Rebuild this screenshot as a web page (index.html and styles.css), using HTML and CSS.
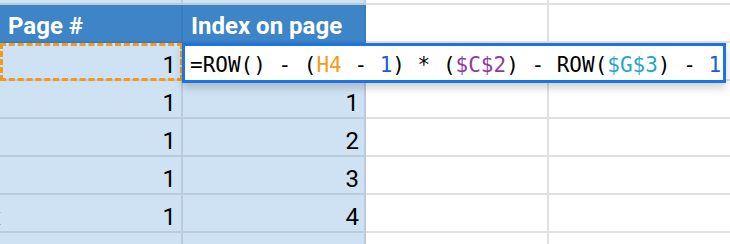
FILE: index.html
```html
<!DOCTYPE html>
<html lang="en">
<head>
    <meta charset="UTF-8">
    <title>Page index sheet</title>
    <link rel="stylesheet" href="styles.css">
</head>
<body>

<div class="sheet">
    <div class="row row-top">
        <div class="cell blue"></div>
        <div class="cell blue"></div>
        <div class="cell"></div>
        <div class="cell"></div>
    </div>
    <div class="row">
        <div class="cell head">Page #</div>
        <div class="cell head">Index on page</div>
        <div class="cell"></div>
        <div class="cell"></div>
    </div>
    <div class="row">
        <div class="cell blue num">1</div>
        <div class="cell blue num"></div>
        <div class="cell"></div>
        <div class="cell"></div>
    </div>
    <div class="row">
        <div class="cell blue num">1</div>
        <div class="cell blue num">1</div>
        <div class="cell"></div>
        <div class="cell"></div>
    </div>
    <div class="row">
        <div class="cell blue num">1</div>
        <div class="cell blue num">2</div>
        <div class="cell"></div>
        <div class="cell"></div>
    </div>
    <div class="row">
        <div class="cell blue num">1</div>
        <div class="cell blue num">3</div>
        <div class="cell"></div>
        <div class="cell"></div>
    </div>
    <div class="row">
        <div class="cell blue num"><span class="spill">x</span>1</div>
        <div class="cell blue num">4</div>
        <div class="cell"></div>
        <div class="cell"></div>
    </div>
    <div class="row">
        <div class="cell blue"></div>
        <div class="cell blue"></div>
        <div class="cell"></div>
        <div class="cell"></div>
    </div>

    <div class="copy-range"></div>
    <div class="formula-editor">=ROW() - (<span class="ref-orange">H4</span> - <span class="lit">1</span>) * (<span class="ref-purple">$C$2</span>) - ROW(<span class="ref-teal">$G$3</span>) - <span class="lit">1</span></div>
</div>

</body>
</html>
```

FILE: styles.css
```css
body {
    margin: 0;
    background-color: #ffffff;
    font-family: Roboto, "Liberation Sans", sans-serif;
    overflow: hidden;
}
.sheet {
    position: relative;
    height: 244px;
    overflow: hidden;
}
.row {
    display: flex;
    height: 38px;
}
.row-top {
    height: 5px;
}
.cell {
    box-sizing: border-box;
    width: 183px;
    flex: none;
    border-right: 2px solid #e1e1e1;
    border-bottom: 2px solid #e1e1e1;
    background-color: #ffffff;
    display: flex;
    align-items: flex-end;
    padding: 0 5px 0 8px;
    font-size: 24px;
    line-height: 28px;
    color: #000000;
    position: relative;
    overflow: hidden;
}
.blue {
    background-color: #cfe2f3;
    border-color: #b9cbdc;
}
.head {
    background-color: #3d85c6;
    border-color: #3a7dba;
    color: #ffffff;
    font-weight: bold;
    padding-bottom: 1px;
}
.num {
    justify-content: flex-end;
}
.spill {
    position: absolute;
    left: -11px;
    bottom: 0;
}
.copy-range {
    position: absolute;
    left: 0;
    top: 43px;
    width: 183px;
    height: 38px;
    box-sizing: border-box;
    border: 3px dashed #f29a1f;
}
.formula-editor {
    position: absolute;
    left: 182px;
    top: 43px;
    width: 544px;
    height: 40px;
    box-sizing: border-box;
    border: 3px solid #1a73e8;
    background-color: #ffffff;
    box-shadow: 0 5px 8px rgba(0, 0, 0, 0.18);
    padding: 4px 0 0 5px;
    font-family: "DejaVu Sans Mono", "Liberation Mono", monospace;
    font-size: 21px;
    line-height: 30px;
    color: #000000;
    white-space: pre;
}
.ref-orange {
    color: #f7981d;
}
.ref-purple {
    color: #8e3aa5;
}
.ref-teal {
    color: #1fa7c9;
}
.lit {
    color: #1a5bd6;
}
```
-=-=-
INSTRUCTIONS TO FOLLOW: Repeat the full listing above exactly, with no pictures in the copy.

FINAL RESULT:
Rebuild this screenshot as a web page (index.html and styles.css), using HTML and CSS.
FILE: index.html
```html
<!DOCTYPE html>
<html lang="en">
<head>
    <meta charset="UTF-8">
    <title>Page index sheet</title>
    <link rel="stylesheet" href="styles.css">
</head>
<body>

<div class="sheet">
    <div class="row row-top">
        <div class="cell blue"></div>
        <div class="cell blue"></div>
        <div class="cell"></div>
        <div class="cell"></div>
    </div>
    <div class="row">
        <div class="cell head">Page #</div>
        <div class="cell head">Index on page</div>
        <div class="cell"></div>
        <div class="cell"></div>
    </div>
    <div class="row">
        <div class="cell blue num">1</div>
        <div class="cell blue num"></div>
        <div class="cell"></div>
        <div class="cell"></div>
    </div>
    <div class="row">
        <div class="cell blue num">1</div>
        <div class="cell blue num">1</div>
        <div class="cell"></div>
        <div class="cell"></div>
    </div>
    <div class="row">
        <div class="cell blue num">1</div>
        <div class="cell blue num">2</div>
        <div class="cell"></div>
        <div class="cell"></div>
    </div>
    <div class="row">
        <div class="cell blue num">1</div>
        <div class="cell blue num">3</div>
        <div class="cell"></div>
        <div class="cell"></div>
    </div>
    <div class="row">
        <div class="cell blue num"><span class="spill">x</span>1</div>
        <div class="cell blue num">4</div>
        <div class="cell"></div>
        <div class="cell"></div>
    </div>
    <div class="row">
        <div class="cell blue"></div>
        <div class="cell blue"></div>
        <div class="cell"></div>
        <div class="cell"></div>
    </div>

    <div class="copy-range"></div>
    <div class="formula-editor">=ROW() - (<span class="ref-orange">H4</span> - <span class="lit">1</span>) * (<span class="ref-purple">$C$2</span>) - ROW(<span class="ref-teal">$G$3</span>) - <span class="lit">1</span></div>
</div>

</body>
</html>
```

FILE: styles.css
```css
body {
    margin: 0;
    background-color: #ffffff;
    font-family: Roboto, "Liberation Sans", sans-serif;
    overflow: hidden;
}
.sheet {
    position: relative;
    height: 244px;
    overflow: hidden;
}
.row {
    display: flex;
    height: 38px;
}
.row-top {
    height: 5px;
}
.cell {
    box-sizing: border-box;
    width: 183px;
    flex: none;
    border-right: 2px solid #e1e1e1;
    border-bottom: 2px solid #e1e1e1;
    background-color: #ffffff;
    display: flex;
    align-items: flex-end;
    padding: 0 5px 0 8px;
    font-size: 24px;
    line-height: 28px;
    color: #000000;
    position: relative;
    overflow: hidden;
}
.blue {
    background-color: #cfe2f3;
    border-color: #b9cbdc;
}
.head {
    background-color: #3d85c6;
    border-color: #3a7dba;
    color: #ffffff;
    font-weight: bold;
    padding-bottom: 1px;
}
.num {
    justify-content: flex-end;
}
.spill {
    position: absolute;
    left: -11px;
    bottom: 0;
}
.copy-range {
    position: absolute;
    left: 0;
    top: 43px;
    width: 183px;
    height: 38px;
    box-sizing: border-box;
    border: 3px dashed #f29a1f;
}
.formula-editor {
    position: absolute;
    left: 182px;
    top: 43px;
    width: 544px;
    height: 40px;
    box-sizing: border-box;
    border: 3px solid #1a73e8;
    background-color: #ffffff;
    box-shadow: 0 5px 8px rgba(0, 0, 0, 0.18);
    padding: 4px 0 0 5px;
    font-family: "DejaVu Sans Mono", "Liberation Mono", monospace;
    font-size: 21px;
    line-height: 30px;
    color: #000000;
    white-space: pre;
}
.ref-orange {
    color: #f7981d;
}
.ref-purple {
    color: #8e3aa5;
}
.ref-teal {
    color: #1fa7c9;
}
.lit {
    color: #1a5bd6;
}
```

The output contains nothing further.